What's on the horizon?
The DRCF has set out a forward-looking programme for 2026/27. This signals sustained regulatory focus on how consumers interact with AI-driven systems, including:
- evolving user interfaces between individuals, firms and digital services;
- consumer robotics and embodied AI;
- real-world consumer experiences of emerging technologies.
At the individual regulator level:
- ICO: A forthcoming statutory Code of Practice on AI and automated decision-making will materially raise the compliance bar, with potential evidential weight in enforcement.
- FCA: Cohort 2 of AI Live Testing is launching, the Supercharged Sandbox continues, and the Mills Review will report to the FCA Board in the summer on how advanced AI models could reshape retail financial services by 2030.

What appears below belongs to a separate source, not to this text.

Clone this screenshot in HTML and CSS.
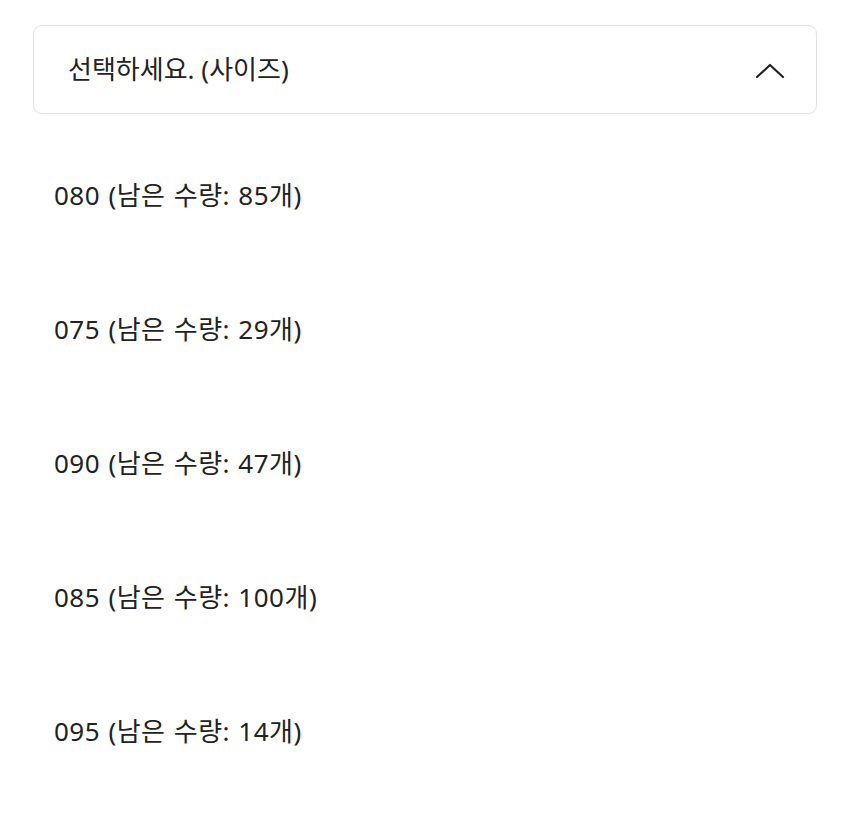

- Ofcom: The 2026/27 edition of Ofcom's Strategic Approach to AI will be published later this year, and Ofcom will continue to assess agentic AI adoption in telecoms and its impact under the Online Safety Act.
- CMA: Practical guidance for businesses on agentic AI in consumer-facing services and pricing has been published, and the CMA will continue domestic and international collaboration, including through its chairing of the International Competition Network's Technologist Group.
A single agentic AI deployment could simultaneously generate data protection, online safety, financial regulatory and consumer protection issues involving multiple regulators, each with its own focus. Co-ordinating a prompt, effective cross-regulatory response will be a true test of supervisory collaboration.